Four-scenario probability tree: data insufficient (45% probability, -$30M value), niche adoption (25%, $200M), scaled adoption (20%, $800M), standard-of-care (10%, $1,800M). Undiscounted expected value is $376M; discounted to present at 10% over ~5.5 years, approximately $223M — about 15% of the current market cap. Not zero, but not the “TAM doubles” story either.
Three Things That Matter
Same-store utilization inflection. Track U.S. procedures ÷ average U.S. installed base each quarter. Currently ~66–72 procedures per system per year, with no historical quarter above 75. Two consecutive quarters breaking through 75 and trending toward 80 would mark the transition from “equipment seller” to “procedure toll collector.” If utilization is still in the low 70s three years from now, the revenue ceiling is roughly $350M.

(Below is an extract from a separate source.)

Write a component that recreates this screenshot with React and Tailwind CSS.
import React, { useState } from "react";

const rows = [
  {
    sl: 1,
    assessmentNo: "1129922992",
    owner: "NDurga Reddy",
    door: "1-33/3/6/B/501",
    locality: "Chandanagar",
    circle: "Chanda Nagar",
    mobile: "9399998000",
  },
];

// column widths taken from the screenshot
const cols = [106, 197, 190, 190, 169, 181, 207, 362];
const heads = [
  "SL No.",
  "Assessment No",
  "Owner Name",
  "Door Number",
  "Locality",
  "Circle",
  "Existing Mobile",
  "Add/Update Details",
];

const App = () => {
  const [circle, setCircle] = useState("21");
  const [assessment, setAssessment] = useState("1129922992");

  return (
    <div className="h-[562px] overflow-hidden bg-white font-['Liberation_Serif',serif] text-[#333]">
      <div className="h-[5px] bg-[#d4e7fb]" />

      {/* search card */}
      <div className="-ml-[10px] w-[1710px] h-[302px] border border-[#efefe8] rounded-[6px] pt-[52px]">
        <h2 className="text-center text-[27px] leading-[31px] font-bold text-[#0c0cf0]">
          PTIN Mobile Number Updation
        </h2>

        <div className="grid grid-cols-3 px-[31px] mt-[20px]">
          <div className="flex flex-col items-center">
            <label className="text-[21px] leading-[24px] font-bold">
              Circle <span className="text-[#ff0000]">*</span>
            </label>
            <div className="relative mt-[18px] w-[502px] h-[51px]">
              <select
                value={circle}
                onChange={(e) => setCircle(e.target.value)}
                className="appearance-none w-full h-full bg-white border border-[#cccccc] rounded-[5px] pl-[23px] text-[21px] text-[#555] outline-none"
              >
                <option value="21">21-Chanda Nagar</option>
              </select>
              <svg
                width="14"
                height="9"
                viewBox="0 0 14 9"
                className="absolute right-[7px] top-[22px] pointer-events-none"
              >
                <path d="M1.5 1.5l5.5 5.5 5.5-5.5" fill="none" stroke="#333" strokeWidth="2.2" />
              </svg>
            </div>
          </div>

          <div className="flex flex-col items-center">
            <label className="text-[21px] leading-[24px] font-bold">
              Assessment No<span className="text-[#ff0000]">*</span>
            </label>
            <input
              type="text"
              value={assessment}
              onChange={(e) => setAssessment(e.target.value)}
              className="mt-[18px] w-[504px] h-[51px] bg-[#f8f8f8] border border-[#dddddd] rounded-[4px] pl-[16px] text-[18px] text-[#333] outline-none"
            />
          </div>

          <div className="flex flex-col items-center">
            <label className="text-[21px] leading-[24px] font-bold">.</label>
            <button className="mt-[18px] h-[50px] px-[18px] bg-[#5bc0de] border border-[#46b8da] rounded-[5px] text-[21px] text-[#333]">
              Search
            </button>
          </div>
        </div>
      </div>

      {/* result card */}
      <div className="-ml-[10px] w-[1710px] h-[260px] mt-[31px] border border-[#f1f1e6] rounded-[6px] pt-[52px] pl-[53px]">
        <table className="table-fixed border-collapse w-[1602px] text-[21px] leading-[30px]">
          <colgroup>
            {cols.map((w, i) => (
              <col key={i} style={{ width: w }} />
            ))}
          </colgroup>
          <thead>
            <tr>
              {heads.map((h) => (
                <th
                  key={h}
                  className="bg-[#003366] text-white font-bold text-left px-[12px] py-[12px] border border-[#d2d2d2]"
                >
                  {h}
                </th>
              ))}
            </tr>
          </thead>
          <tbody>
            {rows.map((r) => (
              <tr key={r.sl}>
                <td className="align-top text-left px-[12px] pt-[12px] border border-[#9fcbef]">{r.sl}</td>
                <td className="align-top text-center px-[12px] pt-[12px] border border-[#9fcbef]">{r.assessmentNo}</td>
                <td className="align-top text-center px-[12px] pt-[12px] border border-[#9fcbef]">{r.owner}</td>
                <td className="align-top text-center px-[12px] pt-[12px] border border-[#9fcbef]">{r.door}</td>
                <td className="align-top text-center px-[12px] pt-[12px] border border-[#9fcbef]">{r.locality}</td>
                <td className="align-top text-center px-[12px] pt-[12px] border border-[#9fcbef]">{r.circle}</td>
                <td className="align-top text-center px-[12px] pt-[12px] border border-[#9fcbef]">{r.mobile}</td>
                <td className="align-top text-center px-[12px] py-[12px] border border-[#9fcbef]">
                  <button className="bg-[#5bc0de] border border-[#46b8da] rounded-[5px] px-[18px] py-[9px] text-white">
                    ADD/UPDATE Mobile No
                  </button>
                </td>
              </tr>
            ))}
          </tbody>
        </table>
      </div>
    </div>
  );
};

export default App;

SG&A dollar growth vs. revenue growth. This is the simplest test of operating leverage — no need to guess what is inside SG&A. Four consecutive quarters where revenue growth exceeds SG&A growth by 10+ percentage points would be the first hard evidence that terminal FCF margin can move from 12% toward 20%. As of today, not a single quarter has shown this.
WATER IV RP data (spring 2027 AUA). Only one number matters: whether the 12-month Grade Group progression rate is non-inferior to radical prostatectomy. Cancer control non-inferiority would reprice the option from $223M to $500M+. Inferiority or ambiguity zeros it out, but does not change the U.S. BPH base business valuation.
Conservative valuation ~$16. Floor ~$8. Current price $26. The market is paying for two things that have never happened.
Disclaimer: This article is for informational and educational purposes only and does not constitute investment advice, a recommendation, or a solicitation to buy or sell any securities. The author may or may not hold positions in the securities discussed. All estimates, projections, and valuations are based on publicly available information and the author’s own assumptions, which may prove to be incorrect. Past performance is not indicative of future results. Investing involves risk, including the possible loss of principal. Readers should conduct their own due diligence and consult a qualified financial advisor before making any investment decisions. The author assumes no liability for any losses arising from reliance on the content of this article.